Tuesday, February 25, 2020


Since the layout expansion I have been quite busy laying new track including 4 stub turnouts, one being a 3-way. The latter is quite the challenge in finding a workable solution for switching the single fly rails as the typical machine throws one way or the other. Mike Prokop of our NMRA Division suggested, and confirmed by my good friend Ray Russel, that a "servo" is the way to go. Of course I have NO idea what that is or means. However, with the 2-way stubs I am most familiar. 
I use assembled stubs by BK Enterprises, known today as Trout Creek. Although you can ask for a #4, 6, etc., they typically come with longer rails than needed; they are also adjustable given the frog size you may require.
These come with metal plates that hold the switch together. You need to unsolder the plates, then align, gauge then spike the rails. 
Simply apply your hot iron and separate the rails.
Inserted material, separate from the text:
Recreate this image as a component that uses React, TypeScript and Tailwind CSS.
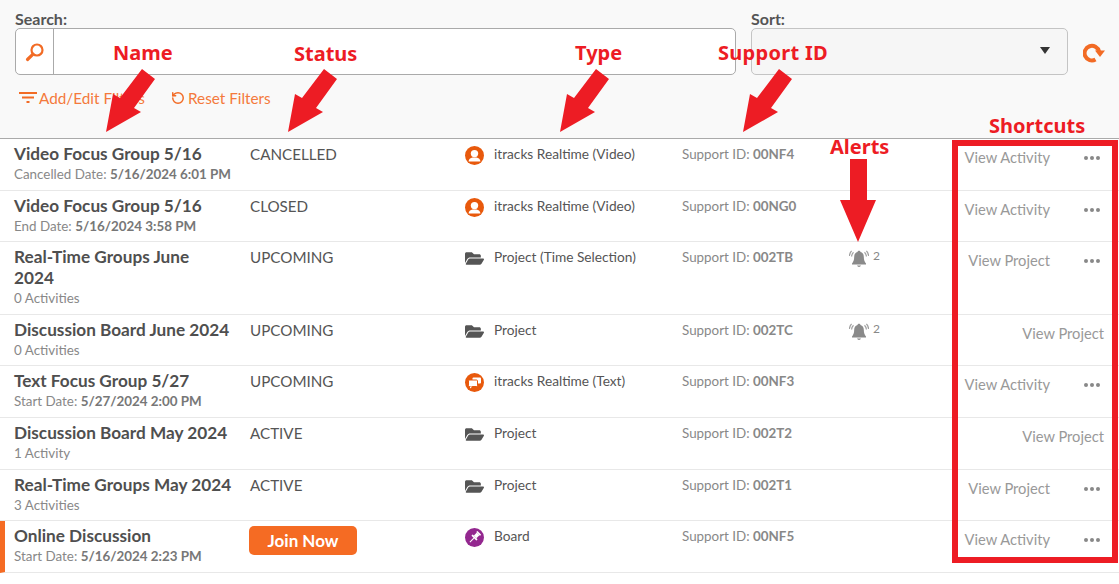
import { RotateCcw } from 'lucide-react';
import { FaFolderOpen } from 'react-icons/fa';

type Row = {
  name: string;
  sub: string;
  subBold?: string;
  status: string;
  icon: 'user' | 'folder' | 'chat' | 'pin';
  type: string;
  id: string;
  alerts?: number;
  link: 'View Activity' | 'View Project';
  menu: boolean;
  live?: boolean;
};

const rows: Row[] = [
  { name: 'Video Focus Group 5/16', sub: 'Cancelled Date:', subBold: '5/16/2024 6:01 PM', status: 'CANCELLED', icon: 'user', type: 'itracks Realtime (Video)', id: '00NF4', link: 'View Activity', menu: true },
  { name: 'Video Focus Group 5/16', sub: 'End Date:', subBold: '5/16/2024 3:58 PM', status: 'CLOSED', icon: 'user', type: 'itracks Realtime (Video)', id: '00NG0', link: 'View Activity', menu: true },
  { name: 'Real-Time Groups June 2024', sub: '0 Activities', status: 'UPCOMING', icon: 'folder', type: 'Project (Time Selection)', id: '002TB', alerts: 2, link: 'View Project', menu: true },
  { name: 'Discussion Board June 2024', sub: '0 Activities', status: 'UPCOMING', icon: 'folder', type: 'Project', id: '002TC', alerts: 2, link: 'View Project', menu: false },
  { name: 'Text Focus Group 5/27', sub: 'Start Date:', subBold: '5/27/2024 2:00 PM', status: 'UPCOMING', icon: 'chat', type: 'itracks Realtime (Text)', id: '00NF3', link: 'View Activity', menu: true },
  { name: 'Discussion Board May 2024', sub: '1 Activity', status: 'ACTIVE', icon: 'folder', type: 'Project', id: '002T2', link: 'View Project', menu: false },
  { name: 'Real-Time Groups May 2024', sub: '3 Activities', status: 'ACTIVE', icon: 'folder', type: 'Project', id: '002T1', link: 'View Project', menu: true },
  { name: 'Online Discussion', sub: 'Start Date:', subBold: '5/16/2024 2:23 PM', status: 'JOIN', icon: 'pin', type: 'Board', id: '00NF5', link: 'View Activity', menu: true, live: true },
];

function TypeIcon({ icon }: { icon: Row['icon'] }) {
  if (icon === 'folder') {
    return <FaFolderOpen className="w-[19px] h-[19px] text-[#555]" />;
  }
  if (icon === 'pin') {
    return (
      <svg viewBox="0 0 19 19" className="w-[19px] h-[19px]">
        <circle cx="9.500" cy="9.500" r="9.500" fill="#93278f" />
        <g transform="rotate(45 9.500 9.500)" fill="#fff">
          <rect x="6.800" y="2.800" width="5.400" height="1.600" rx="0.500" />
          <rect x="7.700" y="4.400" width="3.600" height="4.200" />
          <rect x="6" y="8.600" width="7" height="1.800" rx="0.500" />
          <rect x="9" y="10.400" width="1" height="5.600" />
        </g>
      </svg>
    );
  }
  if (icon === 'chat') {
    return (
      <svg viewBox="0 0 19 19" className="w-[19px] h-[19px]">
        <circle cx="9.500" cy="9.500" r="9.500" fill="#e8590c" />
        <rect x="7.500" y="4.500" width="8.500" height="6" rx="1" fill="#fff" />
        <rect x="3.500" y="7" width="9" height="6.500" rx="1" fill="#fff" stroke="#e8590c" strokeWidth="1" />
        <path d="M5 13.500v2l2.400-2z" fill="#fff" />
      </svg>
    );
  }
  return (
    <svg viewBox="0 0 19 19" className="w-[19px] h-[19px]">
      <circle cx="9.500" cy="9.500" r="9.500" fill="#e8590c" />
      <circle cx="9.500" cy="7.600" r="3.700" fill="#fff" />
      <path d="M3.600 15.500c0-2.600 1.800-3.700 3.900-4.100h4c2.100 .4 3.900 1.500 3.900 4.100z" fill="#fff" />
    </svg>
  );
}

function BellIcon() {
  return (
    <svg viewBox="0 0 20 20" className="w-[20px] h-[20px] mt-[2px] -ml-[1px]">
      <path d="M10 1.800c.9 0 1.500.6 1.500 1.300 2.300.7 3.300 2.500 3.300 4.700 0 3.300.9 5.200 2.200 6.600v1.100H3v-1.100c1.300-1.400 2.200-3.300 2.200-6.600 0-2.200 1-4 3.300-4.700 0-.7.600-1.300 1.500-1.300z" fill="#8a8a8a" />
      <path d="M8 16.500a2.100 2.100 0 0 0 4 0z" fill="#8a8a8a" />
      <path d="M4.500 3.200C3.300 4.300 2.700 5.700 2.600 7.500M2.600 1.800C1.200 3.200 .5 4.900 .4 7M15.500 3.200c1.200 1.100 1.800 2.500 1.900 4.300M17.400 1.800c1.400 1.400 2.100 3.100 2.200 5.200" fill="none" stroke="#a0a0a0" strokeWidth="1.200" />
    </svg>
  );
}

function Dots() {
  return (
    <span className="flex gap-[2px] ml-[34px] mr-[4px] mt-[9px]">
      <span className="w-1 h-1 rounded-full bg-[#888]" />
      <span className="w-1 h-1 rounded-full bg-[#888]" />
      <span className="w-1 h-1 rounded-full bg-[#888]" />
    </span>
  );
}

function ListRow({ row }: { row: Row }) {
  return (
    <div className={`grid grid-cols-[235px_216px_217px_168px_102px_1fr] border-b border-[#e8e8e8] pt-[5px] pb-[5px] pl-[14px] pr-[15px] ${row.live ? 'border-l-[5px] border-l-[#f56b23] !pl-[9px]' : ''}`}>
      <div className="pr-[17px] -mt-px">
        <div className="text-[17.2px] leading-[21px] font-bold text-[#4f4f4f]">{row.name}</div>
        <div className="mt-px text-[13.4px] leading-[19.6px] text-[#888]">
          {row.sub} {row.subBold && <span className="font-bold text-[#777]">{row.subBold}</span>}
        </div>
      </div>
      <div>
        {row.status === 'JOIN' ? (
          <button className="w-[108px] h-[29px] rounded-[5px] bg-[#f56b23] text-white font-bold text-[17px] leading-none">Join Now</button>
        ) : (
          <div className="text-[15.2px] leading-[21px] text-[#555] pl-px">{row.status}</div>
        )}
      </div>
      <div className="flex items-start gap-[10px] text-[13.7px] leading-[20px] text-[#555]">
        <span className="mt-[2px] shrink-0"><TypeIcon icon={row.icon} /></span>
        {row.type}
      </div>
      <div className="text-[13.4px] leading-[20px] text-[#888]">
        Support ID: <span className="font-bold">{row.id}</span>
      </div>
      <div>
        {row.alerts && (
          <div className="flex items-start gap-[4px] text-[12px] leading-[18px] text-[#888]">
            <BellIcon />
            {row.alerts}
          </div>
        )}
      </div>
      <div className="flex justify-end items-start pt-[3px] text-[14.7px] leading-[21px] text-[#999]">
        {row.link}
        {row.menu && <Dots />}
      </div>
    </div>
  );
}

function Label({ text, className }: { text: string; className: string }) {
  return (
    <span className={`absolute text-[20px] leading-none font-bold text-[#ed1c24] font-['Noto_Sans',sans-serif] ${className}`}>{text}</span>
  );
}

export default function App() {
  // tip of each diagonal arrow
  const tips = [106, 288, 560, 743];

  return (
    <div className="relative min-h-[584px] bg-white font-['Lato',sans-serif] overflow-hidden">
      {/* Filters */}
      <div className="h-[139px] bg-[#f9f9f9] border-b border-[#aaa] pt-[10px] pl-[15px]">
        <div className="flex">
          <div className="w-[721px]">
            <div className="text-[16px] leading-[18px] font-bold text-[#555]">Search:</div>
            <div className="h-[47px] flex border border-[#aaa] rounded-[5px] bg-white">
              <div className="w-[38px] border-r border-[#aaa] flex items-center justify-center">
                <svg viewBox="0 0 22 22" className="w-[22px] h-[22px]" fill="none" stroke="#f26b25">
                  <circle cx="13" cy="9" r="5.500" strokeWidth="2.200" />
                  <path d="M8.800 13.300L3.500 18.500" strokeWidth="3.200" strokeLinecap="round" />
                </svg>
              </div>
            </div>
          </div>
          <div className="ml-[15px] w-[317px]">
            <div className="text-[16px] leading-[18px] font-bold text-[#555]">Sort:</div>
            <div className="h-[47px] flex items-center justify-end pr-[17px] pb-[3px] border border-[#c4c4c4] rounded-[5px] bg-[#f6f6f6]">
              <span className="w-0 h-0 border-x-[5px] border-x-transparent border-t-[7px] border-t-[#333]" />
            </div>
          </div>
          <div className="ml-[15px] mt-[18px] h-[47px] flex items-center">
            <svg viewBox="0 0 24 22" className="w-[24px] h-[22px]" fill="none">
              <path d="M12.500 18.500A7.300 7.300 0 1 1 16 10.500" stroke="#f26b25" strokeWidth="4" />
              <path d="M12 9.500h10l-5 6.500z" fill="#f26b25" />
            </svg>
          </div>
        </div>
        <div className="flex items-center mt-[13px] pl-[4px] text-[15.3px] leading-[20px] text-[#f47a3c]">
          <svg viewBox="0 0 18 14" className="w-[18px] h-[14px] mr-[2px]" fill="#f26b25">
            <rect x="0" y="1" width="18" height="2" />
            <rect x="3" y="5.500" width="12" height="2" />
            <rect x="7.500" y="10" width="3" height="2" />
          </svg>
          Add/Edit Filters
          <RotateCcw className="w-[14px] h-[14px] ml-[26px] mr-[3px] text-[#f26b25]" strokeWidth={2.5} />
          Reset Filters
        </div>
      </div>

      {/* List */}
      <div>
        {rows.map((row) => (
          <ListRow key={row.id} row={row} />
        ))}
      </div>

      {/* Annotations drawn over the page */}
      <svg className="absolute inset-0 w-[1119px] h-[584px] pointer-events-none" viewBox="0 0 1119 584">
        {tips.map((x) => (
          <polygon
            key={x}
            fill="#ed1c24"
            points={`${x},132 ${x + 35},112 ${x + 28},108 ${x + 49},79 ${x + 36},69 ${x + 14},98 ${x + 7},94`}
          />
        ))}
        <polygon fill="#ed1c24" points="850,159 867,159 867,200 876,200 858,242 840,200 850,200" />
      </svg>
      <div className="absolute left-[952px] top-[140px] w-[166px] h-[423px] border-[6px] border-[#ed1c24]" />
      <Label text="Name" className="left-[113px] top-[43px]" />
      <Label text="Status" className="left-[294px] top-[44px]" />
      <Label text="Type" className="left-[575px] top-[43px]" />
      <Label text="Support ID" className="left-[718px] top-[43px] tracking-[0.3px]" />
      <Label text="Alerts" className="left-[830px] top-[137px]" />
      <Label text="Shortcuts" className="left-[989px] top-[116px]" />
    </div>
  );
}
There is an advantage to having the turnout nearly cut to size, most so the frog. My track, however, required modifications of these by either adjusting length and curve  to meet the already laid track, and then of course ensuring gauge and flange gaps were accurate...

In all, two curved, one straight and one 3-way were installed. Unknowingly, I used #4 templates thinking that's what I needed. However these were too acute. I used closer to #6. 

Above photo also shows the initial positioning of the 3-way. Ray fortunately laid the ties using a jig. I simply spiked the rails. However, I had NOT considered the foundry being a visual impediment to the stub; therefore I needed to move the stub!

 I made a variety of cuts and end shapes for the ties. Photos of the times show everything from milled to roughly hewn, different lengths and naturally weathered since there was no creosote then.